Posted by: melsouza | August 01, 2012 at 01:02 PM
I give considerable weight to your opinion, especially when it reflects my own. Human nature at work there. But I give even more weight to the opinion of Nate Silver. Remember the old E F Hutton commercials...http://www.youtube.com/watch?v=sc2GpmLx82k
Posted by: Peter G | August 01, 2012 at 01:04 PM
Yesterday, I read an article that did a thorough analysis. First, they compisted eight(?) polls to help cancel out the uncertainty. Then, they trended this data over a few months over a few months.because this type of data does not have huge swings over time unless there is an epic event. The data was "normalized" into a single line graph using regression analysis. Then the data was seperated by polling source and each set was compared to the trend line.
Four things were obvious.
For each source the data vaied widely on both sides of the lines. Some more than others, but still all the sources were centered around the same center.
Except Rasmussen: Rasmussen is a GOP based polling firm. Its data showed a distinct bias for Romney.
Over that period of time, Obama's lead over Romney has slowly and steadily crept from three percentage points to four.
Supplemental polling show a strong resistance to swith votes by the decideds.
From that, one can reach a conservative conlusion. Barring some epic event, Obama will win by five percentage points with six being likely.
The state-by-state data is similar. There are many sites that caculate electoral votes by state.

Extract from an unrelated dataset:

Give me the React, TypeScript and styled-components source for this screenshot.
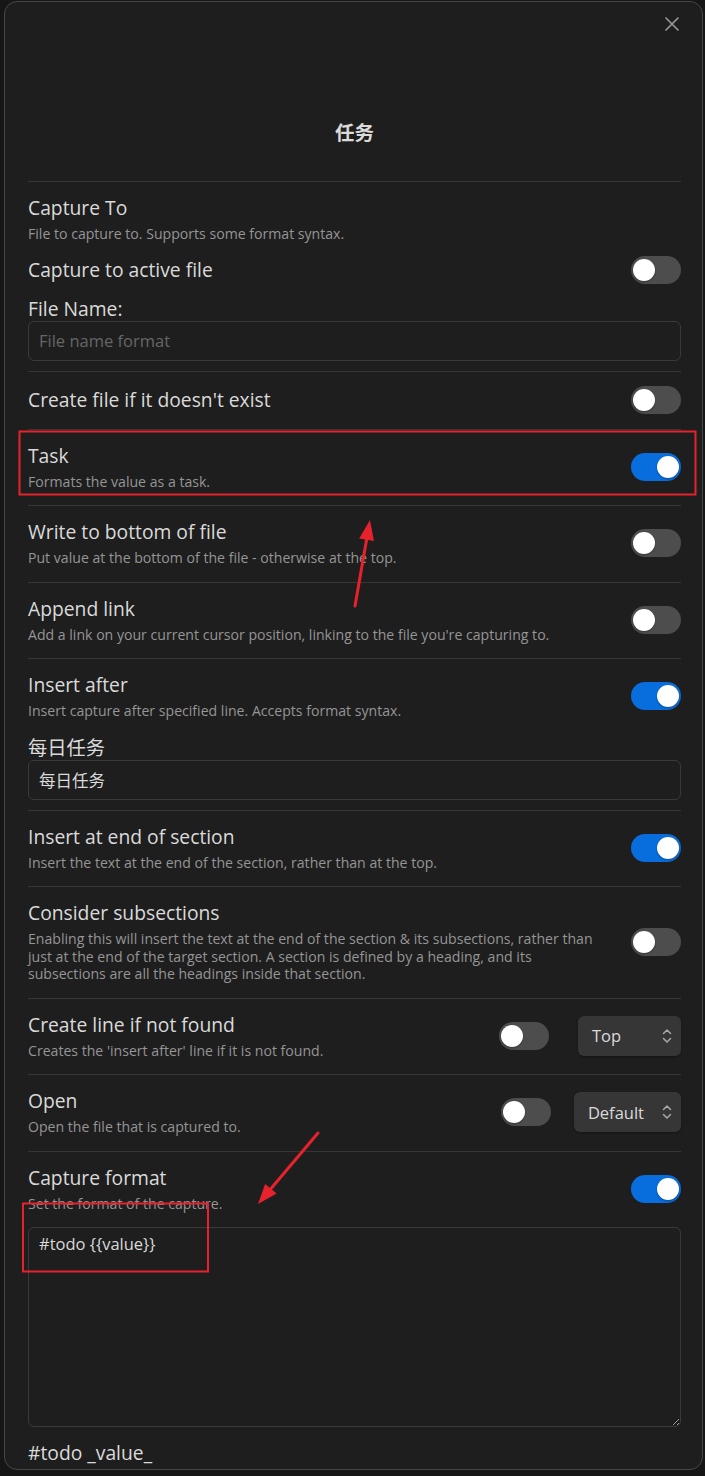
import React from "react";
import styled, { createGlobalStyle } from "styled-components";

const GlobalStyle = createGlobalStyle`
  html, body { margin: 0; padding: 0; background: #161616; }
  body {
    font-family: "Open Sans", "Noto Sans CJK SC", sans-serif;
    color: #dadada;
  }
  * { box-sizing: border-box; }
`;

const Page = styled.div`
  position: relative;
  width: 705px;
  min-height: 1476px;
  padding: 1px 0 0 4px;
`;

const Modal = styled.div`
  position: relative;
  width: 699px;
  background: #1e1e1e;
  border: 1px solid #474747;
  border-radius: 13px;
  padding: 117px 21px 2px 23px;
`;

const CloseButton = styled.button`
  position: absolute;
  top: 11px;
  right: 19px;
  width: 22px;
  height: 22px;
  padding: 0;
  border: none;
  background: transparent;
  display: flex;
  align-items: center;
  justify-content: center;
  color: #9a9a9a;
`;

const Title = styled.h2`
  margin: 0 0 34px;
  font-family: "Open Sans", "Noto Sans CJK SC", sans-serif;
  font-size: 19.5px;
  line-height: 28px;
  font-weight: 700;
  text-align: center;
  color: #dadada;
`;

type Variant = "default" | "head" | "sub";

const SettingItem = styled.div<{ $variant?: Variant }>`
  display: flex;
  align-items: center;
  gap: 24px;
  border-top: ${(p) => (p.$variant === "sub" ? "none" : "1px solid #363636")};
  padding: ${(p) =>
    p.$variant === "head" ? "14px 0 0" : p.$variant === "sub" ? "13px 0 0" : "14px 0 15px"};
`;

const Info = styled.div`
  flex: 1;
  min-width: 0;
`;

const Name = styled.div`
  font-size: 19.3px;
  line-height: 24px;
  color: #dadada;
`;

const Desc = styled.div`
  margin-top: 5px;
  font-size: 14.1px;
  line-height: 17.5px;
  color: #959595;
`;

const Controls = styled.div<{ $gap: number }>`
  display: flex;
  align-items: center;
  gap: ${(p) => p.$gap}px;
  flex-shrink: 0;
`;

const ToggleTrack = styled.div<{ $on: boolean }>`
  position: relative;
  width: 50px;
  height: 28px;
  border-radius: 14px;
  background: ${(p) => (p.$on ? "#086ddd" : "#4d4d4d")};
  flex-shrink: 0;
  &::before {
    content: "";
    position: absolute;
    top: 3px;
    left: ${(p) => (p.$on ? "26px" : "2px")};
    width: 22px;
    height: 22px;
    border-radius: 50%;
    background: #ffffff;
    box-shadow: 0 1px 2px rgba(0, 0, 0, 0.3);
  }
`;

const Dropdown = styled.div`
  display: inline-flex;
  align-items: center;
  justify-content: space-between;
  gap: 18px;
  min-width: 103px;
  height: 40px;
  padding: 0 9px 0 14px;
  border-radius: 6px;
  background: #363636;
  box-shadow: 0 1px 2px rgba(0, 0, 0, 0.35);
  font-size: 16.5px;
  color: #dadada;
`;

const FieldLabel = styled.div<{ $gap: number }>`
  margin-top: ${(p) => p.$gap}px;
  font-size: 19.3px;
  line-height: 24px;
  color: #dadada;
`;

const TextInput = styled.input`
  display: block;
  width: 100%;
  height: 40px;
  margin: 0 0 10px;
  padding: 0 10px;
  background: transparent;
  border: 1px solid #3a3a3a;
  border-radius: 6px;
  font-family: "Open Sans", "Noto Sans CJK SC", sans-serif;
  font-size: 16.5px;
  color: #dadada;
  outline: none;
  &::placeholder { color: #666666; }
`;

const TextArea = styled.textarea`
  display: block;
  width: 100%;
  height: 200px;
  margin: 0;
  padding: 5px 10px;
  background: transparent;
  border: 1px solid #3a3a3a;
  border-radius: 6px;
  font-family: "Open Sans", "Noto Sans CJK SC", sans-serif;
  font-size: 16.5px;
  line-height: 22px;
  color: #dadada;
  outline: none;
  resize: vertical;
  color-scheme: dark;
`;

const Preview = styled.div`
  margin-top: 12px;
  font-size: 19.3px;
  line-height: 28px;
  color: #dadada;
`;

const Overlay = styled.svg`
  position: absolute;
  top: 0;
  left: 0;
  pointer-events: none;
`;

const Toggle = ({ on }: { on: boolean }) => <ToggleTrack $on={on} />;

const Chevrons = () => (
  <svg width="10" height="16" viewBox="0 0 10 16" fill="none" stroke="#a8a8a8" strokeWidth="1.5" strokeLinecap="round" strokeLinejoin="round">
    <path d="M1.5 5.5 L5 2 L8.5 5.5" />
    <path d="M1.5 10.5 L5 14 L8.5 10.5" />
  </svg>
);

const Select = ({ value }: { value: string }) => (
  <Dropdown>
    <span>{value}</span>
    <Chevrons />
  </Dropdown>
);

type Row = { name: string; desc?: string; on: boolean; gap?: number };

const Setting = ({ name, desc, on, gap = 26, children }: Row & { children?: React.ReactNode }) => (
  <SettingItem>
    <Info>
      <Name>{name}</Name>
      {desc && <Desc>{desc}</Desc>}
    </Info>
    <Controls $gap={gap}>
      <Toggle on={on} />
      {children}
    </Controls>
  </SettingItem>
);

const Arrow = ({ x1, y1, x2, y2 }: { x1: number; y1: number; x2: number; y2: number }) => {
  const dx = x2 - x1;
  const dy = y2 - y1;
  const len = Math.hypot(dx, dy);
  const ux = dx / len;
  const uy = dy / len;
  const hl = 20;
  const hw = 7.5;
  const bx = x2 - ux * hl;
  const by = y2 - uy * hl;
  const px = -uy;
  const py = ux;
  return (
    <g>
      <line x1={x1} y1={y1} x2={bx + ux * 2} y2={by + uy * 2} stroke="#e8222d" strokeWidth="3" strokeLinecap="round" />
      <polygon
        points={`${x2},${y2} ${bx + px * hw},${by + py * hw} ${bx - px * hw},${by - py * hw}`}
        fill="#e8222d"
      />
    </g>
  );
};

export default function App() {
  return (
    <>
      <GlobalStyle />
      <Page>
        <Modal>
          <CloseButton aria-label="Close">
            <svg width="14" height="14" viewBox="0 0 14 14" stroke="currentColor" strokeWidth="1.6" strokeLinecap="round">
              <path d="M1 1 L13 13 M13 1 L1 13" />
            </svg>
          </CloseButton>
          <Title>任务</Title>

          <SettingItem $variant="head">
            <Info>
              <Name>Capture To</Name>
              <Desc>File to capture to. Supports some format syntax.</Desc>
            </Info>
          </SettingItem>
          <SettingItem $variant="sub">
            <Info>
              <Name>Capture to active file</Name>
            </Info>
            <Controls $gap={26}>
              <Toggle on={false} />
            </Controls>
          </SettingItem>
          <FieldLabel $gap={13}>File Name:</FieldLabel>
          <TextInput placeholder="File name format" readOnly />

          <Setting name="Create file if it doesn't exist" on={false} />
          <Setting name="Task" desc="Formats the value as a task." on={true} />
          <Setting name="Write to bottom of file" desc="Put value at the bottom of the file - otherwise at the top." on={false} />
          <Setting name="Append link" desc="Add a link on your current cursor position, linking to the file you're capturing to." on={false} />
          <Setting name="Insert after" desc="Insert capture after specified line. Accepts format syntax." on={true} />
          <FieldLabel $gap={1}>每日任务</FieldLabel>
          <TextInput defaultValue="每日任务" readOnly />

          <Setting name="Insert at end of section" desc="Insert the text at the end of the section, rather than at the top." on={true} />
          <Setting
            name="Consider subsections"
            desc="Enabling this will insert the text at the end of the section & its subsections, rather than just at the end of the target section. A section is defined by a heading, and its subsections are all the headings inside that section."
            on={false}
          />
          <Setting name="Create line if not found" desc="Creates the 'insert after' line if it is not found." on={false} gap={29}>
            <Select value="Top" />
          </Setting>
          <Setting name="Open" desc="Open the file that is captured to." on={false} gap={23}>
            <Select value="Default" />
          </Setting>
          <Setting name="Capture format" desc="Set the format of the capture." on={true} />
          <TextArea defaultValue="#todo {{value}}" readOnly />
          <Preview>#todo _value_</Preview>
        </Modal>

        <Overlay width="705" height="1476" viewBox="0 0 705 1476">
          <rect x="19.5" y="431.5" width="676" height="63" fill="none" stroke="#e8222d" strokeWidth="2" />
          <rect x="23" y="1203.5" width="185" height="68" fill="none" stroke="#e8222d" strokeWidth="2" />
          <Arrow x1={355} y1={606} x2={370} y2={520} />
          <Arrow x1={318} y1={1133} x2={258} y2={1204} />
        </Overlay>
      </Page>
    </>
  );
}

These sites tend to overstate the number states in play and keep the race close - to keep you coming back. And the news organizations keep telling you it will be a nail-biter for the same reasons.
The likely scenario is that Obama will win over 300 electoral votes, and Romney will win over 170.
Unless something epic happens.
This is why Obama remains a 2:1 favorite even when he occasionally has a bad week.
Posted by: Robert Lipscomb | August 01, 2012 at 02:35 PM
You are living in a dream world. All the polls oversample Democrats while likely voter models like Rasmussen are more accurate.
Reagan and Carter were at this place in 1980 and everyone broke for the Gipper in the final two weeks. Amercians do not want liberalism, Marxism, and Fascism. Period. The Kenyan Marxist homosexual is living proof of the misery liberalism can inflict.
Therefore I predict Romney will choose Allen West as his running mate, and he will win 55% of the vote or more, and at least 45 states.
Posted by: Lord Basil | August 02, 2012 at 12:47 PM
Lord Basil--that was great..!
Posted by: melsouza | August 02, 2012 at 07:28 PM
I wish West would have run for POTUS. I'd love to see him debate the Kenyan. He would clean his clock.